A parasite not seen in the United States for three decades is raising alarm in Florida after the U.S. Department of Agriculture has confirmed an infestation and a state of agricultural emergency in Monroe Country. The New World screwworm (Cochliomyia hominivorax) threatens both wildlife and pets—and it can even affect humans.

What Is Screwworm Infestation?

The screwworm, a female fly, lays eggs on the wound or mucous membranes of a warm-blooded animal. The larvae then burrow into the body and feed on the animal’s flesh. The infestation is treatable but if not given medical attention, it can be fatal.

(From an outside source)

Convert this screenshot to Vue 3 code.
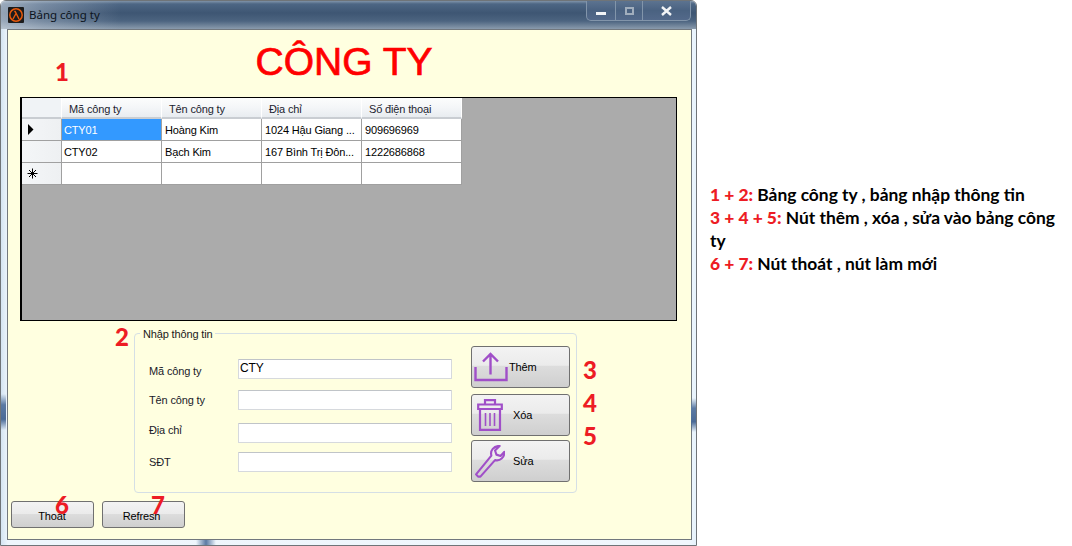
<script setup>
const columns = ['Mã công ty', 'Tên công ty', 'Địa chỉ', 'Số điện thoại']
const rows = [
  { mark: 'current', cells: ['CTY01', 'Hoàng Kim', '1024 Hậu Giang ...', '909696969'] },
  { mark: '', cells: ['CTY02', 'Bạch Kim', '167 Bình Trị Đôn...', '1222686868'] },
  { mark: 'new', cells: ['', '', '', ''] }
]
const fields = [
  { label: 'Mã công ty', value: 'CTY', cls: 'f1' },
  { label: 'Tên công ty', value: '', cls: 'f2' },
  { label: 'Địa chỉ', value: '', cls: 'f3' },
  { label: 'SĐT', value: '', cls: 'f4' }
]
</script>

<template>
  <div class="page">
    <div class="window">
      <div class="titlebar">
        <svg class="appicon" width="16" height="16" viewBox="0 0 16 16">
          <rect width="16" height="16" rx="1" fill="#1c1c1c" />
          <circle cx="8" cy="8" r="6.2" fill="none" stroke="#e8590c" stroke-width="1.5" />
          <path d="M5 12 L8 6.5 M6.2 4.5 H7.2 L11 12" fill="none" stroke="#e8590c" stroke-width="1.4" />
        </svg>
        <span class="wintitle">Bảng công ty</span>
        <div class="controls">
          <div class="ctl ctl-min"><i></i></div>
          <div class="ctl ctl-max"><i></i></div>
          <div class="ctl ctl-close">
            <svg width="13" height="10" viewBox="0 0 13 10"><path d="M2 1 L11 9 M11 1 L2 9" stroke="#f2f4f6" stroke-width="2.4" fill="none" /></svg>
          </div>
        </div>
      </div>
      <div class="client">
        <h1 class="heading">CÔNG TY</h1>
        <div class="grid">
          <div class="grow head">
            <div class="rh"></div>
            <div v-for="c in columns" :key="c" class="hc">{{ c }}</div>
          </div>
          <div v-for="(r, i) in rows" :key="i" class="grow">
            <div class="rh">
              <svg v-if="r.mark === 'current'" width="7" height="11" viewBox="0 0 7 11"><path d="M1 0 L6.5 5.5 L1 11 Z" fill="#000" /></svg>
              <svg v-if="r.mark === 'new'" width="11" height="11" viewBox="0 0 11 11"><path d="M5.5 0.5 V10.5 M0.5 5.5 H10.5 M2 2 L9 9 M9 2 L2 9" stroke="#000" stroke-width="1" fill="none" /></svg>
            </div>
            <div v-for="(v, j) in r.cells" :key="j" class="cell" :class="{ sel: i === 0 && j === 0 }">{{ v }}</div>
          </div>
        </div>

        <fieldset class="group">
          <legend>Nhập thông tin</legend>
          <div class="fields">
            <div v-for="f in fields" :key="f.label" class="field" :class="f.cls">
              <label>{{ f.label }}</label>
              <div class="input">{{ f.value }}</div>
            </div>
          </div>
          <div class="actions">
            <button class="btn big b-them">
              <svg width="34" height="30" viewBox="0 0 34 30" fill="none" stroke="#a04fc8" stroke-width="2.4">
                <path d="M1.5 15 V28 H32.5 V15" />
                <path d="M16.5 22.5 V2 M9 9.5 L16.5 2 L24 9.5" />
              </svg>
              <span>Thêm</span>
            </button>
            <button class="btn big b-xoa">
              <svg width="26" height="32" viewBox="0 0 26 32" fill="none" stroke="#a04fc8" stroke-width="2.2">
                <path d="M1.2 5.5 H24.8 V10 H1.2 Z M8 5 V1.2 H18 V5" />
                <path d="M3 10 V30.8 H23 V10" />
                <path d="M8.5 14 V27 M13 14 V27 M17.5 14 V27" stroke-width="1.6" />
              </svg>
              <span>Xóa</span>
            </button>
            <button class="btn big b-sua">
              <svg width="30" height="33" viewBox="0 0 32 36" fill="none" stroke="#a04fc8" stroke-width="2.3" stroke-linejoin="round">
                <path d="M3 34.5 L0.8 32 L17.5 11.5 C16 6 20 1 26.5 1 L21.5 6 L23 10.5 L27.5 12 L31.5 7.5 C32 13.5 27 18 21.5 16.5 L5.5 34.5 Z" />
              </svg>
              <span>Sửa</span>
            </button>
          </div>
        </fieldset>

        <div class="footer">
          <button class="btn small">Thoát</button>
          <button class="btn small">Refresh</button>
        </div>

        <span class="num n1">1</span>
        <span class="num n2">2</span>
        <span class="num n3">3</span>
        <span class="num n4">4</span>
        <span class="num n5">5</span>
        <span class="num n6">6</span>
        <span class="num n7">7</span>
      </div>
      <div class="edge edge-l"></div>
      <div class="edge edge-r"></div>
      <div class="edge edge-b"></div>
    </div>

    <div class="notes">
      <p><b>1 + 2:</b> Bảng công ty , bảng nhập thông tin</p>
      <p><b>3 + 4 + 5:</b> Nút thêm , xóa , sửa vào bảng công ty</p>
      <p><b>6 + 7:</b> Nút thoát , nút làm mới</p>
    </div>
  </div>
</template>

<style>
html, body { margin: 0; background: #fff; }
</style>

<style scoped>
.page {
  width: 1072px;
  height: 546px;
  display: flex;
  overflow: hidden;
  font-family: "Liberation Sans", Arial, sans-serif;
  font-size: 11px;
  letter-spacing: -0.15px;
  color: #000;
  background: #fff;
}
.window {
  position: relative;
  width: 697px;
  height: 546px;
  flex: none;
  box-sizing: border-box;
  border-radius: 6px 6px 0 0;
  border: 1px solid #6f7478;
  background: linear-gradient(90deg, #d4e4f2 0, #eef6fc 1%, #f0f7fd 99%, #e6f2fb 100%);
}
.titlebar {
  height: 28px;
  display: flex;
  align-items: flex-start;
  padding-left: 7px;
  background: linear-gradient(180deg, #7f93a9 0, #4d6684 3px, #3e5673 12px, #4c6480 20px, #8a9bad 28px);
  border-radius: 5px 5px 0 0;
  position: relative;
}
.titlebar::before {
  content: "";
  position: absolute;
  left: 0;
  top: 0;
  bottom: 0;
  width: 120px;
  background: linear-gradient(90deg, rgba(220,228,236,.55) 0, rgba(200,210,222,.35) 35%, rgba(62,86,115,0) 100%);
  pointer-events: none;
}
.appicon { margin-top: 6px; position: relative; flex: none; }
.wintitle {
  position: relative;
  margin: 6px 0 0 5px;
  font-family: "Noto Sans", "Liberation Sans", sans-serif;
  font-size: 11.5px;
  letter-spacing: 0;
  line-height: 16px;
  color: #0c141c;
}
.controls {
  margin-left: auto;
  margin-right: 5px;
  display: flex;
  height: 19px;
  border: 1px solid #8295aa;
  border-top: 0;
  border-radius: 0 0 5px 5px;
  overflow: hidden;
  background: linear-gradient(180deg, #5c7390 0, #4a6281 50%, #53698a 100%);
}
.ctl { display: flex; align-items: center; justify-content: center; height: 100%; }
.ctl-min { width: 28px; border-right: 1px solid #8295aa; }
.ctl-min i { display: block; width: 10px; height: 3px; background: #f2f4f6; margin-top: 5px; }
.ctl-max { width: 26px; border-right: 1px solid #8295aa; }
.ctl-max i { display: block; width: 5px; height: 4px; border: 2px solid #a1aebd; }
.ctl-close { width: 47px; }

.client {
  position: relative;
  box-sizing: border-box;
  width: 685px;
  height: 511px;
  margin-left: 6px;
  border: 1px solid #72787e;
  background: #ffffe0;
  padding: 1px 0 0 12px;
}
.heading {
  margin: 0;
  height: 66px;
  width: 648px;
  text-align: center;
  font-size: 39px;
  letter-spacing: 0;
  line-height: 62px;
  font-weight: 400;
  color: #ff0000;
  -webkit-text-stroke: .7px #ff0000;
}
.grid {
  box-sizing: border-box;
  width: 657px;
  height: 224px;
  border: 1px solid #000;
  border-left-width: 2px;
  background: #ababab;
}
.grow {
  display: grid;
  grid-template-columns: 40px repeat(4, 100px);
  height: 22px;
}
.grow.head { height: 21px; }
.grow > * { box-sizing: border-box; }
.rh {
  background: linear-gradient(90deg, #f4f6f8 0, #eef0f2 100%);
  border-right: 1px solid #a0a0a0;
  border-bottom: 1px solid #a0a0a0;
  display: flex;
  align-items: center;
  padding-left: 5px;
}
.head .rh { background: #f0f3f6; border-right-color: #fff; border-bottom: 2px solid #c9cdd2; }
.hc {
  background: linear-gradient(180deg, #fcfdfd 0, #f4f6f8 50%, #e8ecf0 100%);
  border-right: 1px solid #fff;
  border-bottom: 2px solid #c9cdd2;
  padding: 4px 0 0 7px;
  line-height: 15px;
  color: #1c2430;
}
.cell {
  background: #fff;
  border-right: 1px solid #a0a0a0;
  border-bottom: 1px solid #a0a0a0;
  padding: 3px 0 0 3px;
  line-height: 16px;
  white-space: nowrap;
  overflow: hidden;
}
.cell:nth-child(2) { padding-left: 2px; }
.cell.sel { background: #3399ff; color: #fff; }

.group {
  box-sizing: border-box;
  width: 443px;
  height: 167px;
  margin: 5px 0 0 114px;
  padding: 0 0 0 14px;
  border: 1px solid #d5dfe5;
  border-radius: 4px;
  display: flex;
  gap: 19px;
  min-inline-size: 0;
}
legend {
  margin-left: -9px;
  padding: 2px 3px 0 3px;
  line-height: 13px;
  color: #1a1a1a;
}
.fields { width: 303px; flex: none; padding-top: 18px; }
.field { display: flex; height: 20px; }
.field label { width: 89px; flex: none; line-height: 15px; color: #1a1a2a; }
.f2 { margin-top: 11px; }
.f3 { margin-top: 13px; }
.f4 { margin-top: 9px; }
.f1 label { padding-top: 5px; }
.f2 label { padding-top: 3px; }
.f3 label { padding-top: 0; }
.f4 label { padding-top: 3px; }
.input {
  box-sizing: border-box;
  width: 214px;
  height: 20px;
  background: #fff;
  border: 1px solid #d6d9dd;
  border-top-color: #c0c4c8;
  border-radius: 1px;
  padding: 0 0 0 1px;
  font-size: 12px;
  line-height: 17px;
}
.actions { padding-top: 5px; display: flex; flex-direction: column; }
.btn {
  box-sizing: border-box;
  border: 1px solid #707070;
  border-radius: 3px;
  background: linear-gradient(180deg, #f3f3f3 0, #ebebeb 46%, #dddddd 47%, #cfcfcf 100%);
  font-family: "Liberation Sans", Arial, sans-serif;
  font-size: 11px;
  letter-spacing: -0.15px;
  color: #000;
  padding: 0;
  margin: 0;
}
.big {
  width: 99px;
  height: 42px;
  display: flex;
  align-items: center;
}
.b-xoa { margin-top: 6px; }
.b-sua { margin-top: 4px; }
.b-them svg { margin-left: 2px; flex: none; }
.b-them span { margin-left: 1px; }
.b-xoa svg { margin-left: 5px; flex: none; }
.b-xoa span { margin-left: 10px; }
.b-sua svg { margin-left: 3px; flex: none; }
.b-sua span { margin-left: 8px; }
.footer { display: flex; gap: 8px; margin: 8px 0 0 -9px; }
.small { width: 83px; height: 27px; padding-top: 2px; }
.small:first-child { padding-right: 1px; }
.small:last-child { padding-right: 4px; }

.num {
  position: absolute;
  font-family: "Lato", "Noto Sans", sans-serif;
  font-weight: 900;
  font-size: 24px;
  letter-spacing: 0;
  line-height: 28px;
  color: #ed1c24;
}
.n1 { left: 47px; top: 28px; }
.n2 { left: 107px; top: 293px; }
.n3 { left: 575px; top: 326px; }
.n4 { left: 575px; top: 359px; }
.n5 { left: 575px; top: 392px; }
.n6 { left: 47px; top: 461px; }
.n7 { left: 143px; top: 461px; }

.edge { position: absolute; pointer-events: none; }
.edge-l { left: 0; top: 393px; width: 5px; height: 36px; background: linear-gradient(180deg, transparent, #5b7aa3 30%, #4a6a96 70%, transparent); }
.edge-r { right: 0; top: 397px; width: 5px; height: 34px; background: linear-gradient(180deg, transparent, #5b7aa3 30%, #4a6a96 70%, transparent); }
.edge-b { left: 195px; bottom: 0; width: 20px; height: 5px; background: linear-gradient(90deg, transparent, #5b7aa3 50%, transparent); }

.notes {
  margin: 183px 0 0 13px;
  width: 352px;
  font-family: "Lato", "Noto Sans", sans-serif;
  font-weight: 700;
  font-size: 17.4px;
  letter-spacing: 0;
  line-height: 23px;
}
.notes p { margin: 0; }
.notes b { color: #ed1c24; }
</style>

Should I Be Concerned About My Dog?

While local veterinarians urge pet owners not to panic, as the insect doesn’t typically target healthy animals, they recommend keeping injured animals indoors when possible and watching for any signs of infestation or infection on wounds, lesions, or unexplained lumps (especially if accompanied by a foul odor). If you notice these signs, contact your veterinarian immediately as early treatment is key to survival.

The major concern is the health of wildlife, especially the Key deer, an endangered subspecies in the state of Florida. Sixty deaths of Key deer have already been reported, according to CNN, and because these animals are wild, infestations are more likely to go unnoticed and untreated than in companion animals, leading to death and spreading of the infestation. Officials fear screwworms could affect the livestock industry as well, and are responding with overwhelming force,” an official told CNN, to prevent the insects from proliferating.